Tomato yellow leaf curl China virus

Virus classification
- (unranked): Virus
- Realm: Monodnaviria
- Kingdom: Shotokuvirae
- Phylum: Cressdnaviricota
- Class: Repensiviricetes
- Order: Geplafuvirales
- Family: Geminiviridae
- Genus: Begomovirus
- Species: Begomovirus solanumflavuschinaense

= Begomovirus solanumflavuschinaense =

Species of virus

Begomovirus solanumflavuschinaense, formerly Tomato yellow leaf curl China virus (TYLCCNV), is a virus which contains 25 isolates. It infects plants as different as tobacco and tomato, as well as genetically modified plants. Petunias can be infected, but show no symptoms. The microbiology of the virus has been studied in the Chinese province of Yunnan.

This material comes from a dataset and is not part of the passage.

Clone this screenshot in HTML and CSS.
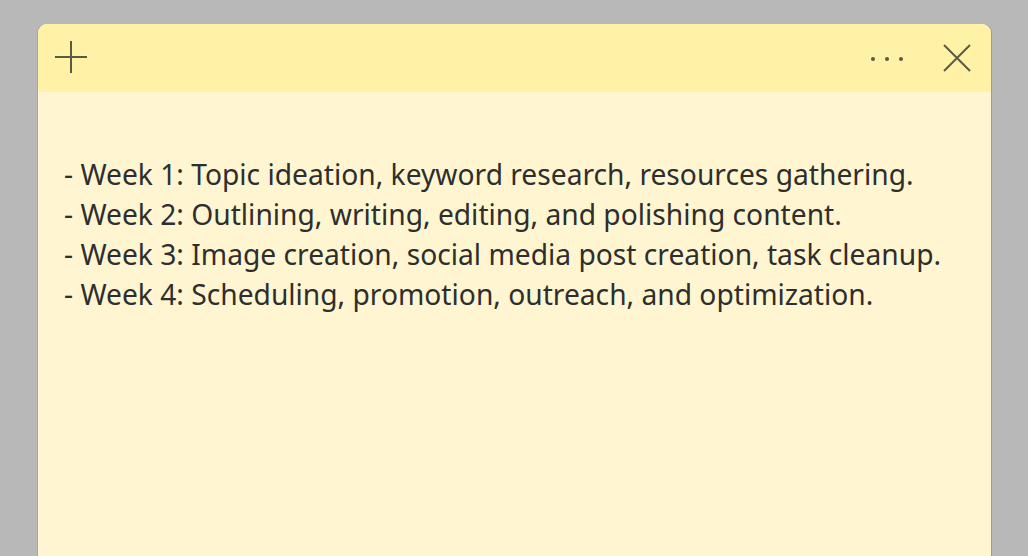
FILE: index.html
```html
<!DOCTYPE html>
<html lang="en">
<head>
    <meta charset="UTF-8">
    <title>Sticky Note</title>
    <link rel="stylesheet" href="styles.css">
</head>
<body>
    <div class="note">
        <div class="note-bar">
            <button class="icon-btn add" title="New note">
                <svg width="34" height="34" viewBox="0 0 34 34"><path d="M17 1v32M1 17h32" stroke="#5b5a45" stroke-width="2" fill="none"/></svg>
            </button>
            <div class="bar-right">
                <button class="icon-btn more" title="Menu">
                    <svg width="34" height="6" viewBox="0 0 34 6"><circle cx="3" cy="3" r="2" fill="#5b5a45"/><circle cx="17" cy="3" r="2" fill="#5b5a45"/><circle cx="31" cy="3" r="2" fill="#5b5a45"/></svg>
                </button>
                <button class="icon-btn close" title="Close">
                    <svg width="28" height="28" viewBox="0 0 28 28"><path d="M1 1l26 26M27 1L1 27" stroke="#5b5a45" stroke-width="2" fill="none"/></svg>
                </button>
            </div>
        </div>
        <div class="note-body">
            <p>- Week 1: Topic ideation, keyword research, resources gathering.</p>
            <p>- Week 2: Outlining, writing, editing, and polishing content.</p>
            <p>- Week 3: Image creation, social media post creation, task cleanup.</p>
            <p>- Week 4: Scheduling, promotion, outreach, and optimization.</p>
        </div>
    </div>
</body>
</html>
```

FILE: styles.css
```css
html, body {
    margin: 0;
    padding: 0;
    height: 100%;
    overflow: hidden;
}
body {
    background: #b8b8b8;
    font-family: "Noto Sans", "Open Sans", sans-serif;
    padding: 24px 37px 0 38px;
    box-sizing: border-box;
}
.note {
    height: 100%;
    background: #fff6d1;
    border-radius: 9px 9px 0 0;
    overflow: hidden;
    box-shadow: 1px 0 0 #9c9c92, -1px 0 0 #a8a8a0;
}
.note-bar {
    height: 68px;
    background: #fff1a6;
    display: flex;
    align-items: center;
    justify-content: space-between;
    padding: 0 20px 0 16px;
}
.bar-right {
    display: flex;
    align-items: center;
    gap: 39px;
}
.icon-btn {
    background: none;
    border: none;
    padding: 0;
    display: flex;
    cursor: pointer;
}
.add {
    margin-top: -2px;
}
.more {
    margin-top: 2px;
}
.note-body {
    padding: 62px 26px 0 26px;
    color: #2e2e2e;
    font-size: 28.2px;
}
.note-body p {
    margin: 0;
    line-height: 40px;
}
```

Tomato yellow leaf curl China virus belongs to the genus Begomovirus, which also contains Tomato leaf curl China virus.

The Begomovirus solanumflavuschinaense DNA sequence contains 2734 nucleotides and is transmitted by the whitefly Bemisia tabaci.

==History==
In 2007, it was reported for the first time ever that Begomovirus solanumflavuschinaense now infects the kidney bean in China.

In 2019, it emerged that Begomovirus solanumflavuschinaense impairs photosynthesis in certain infected plants.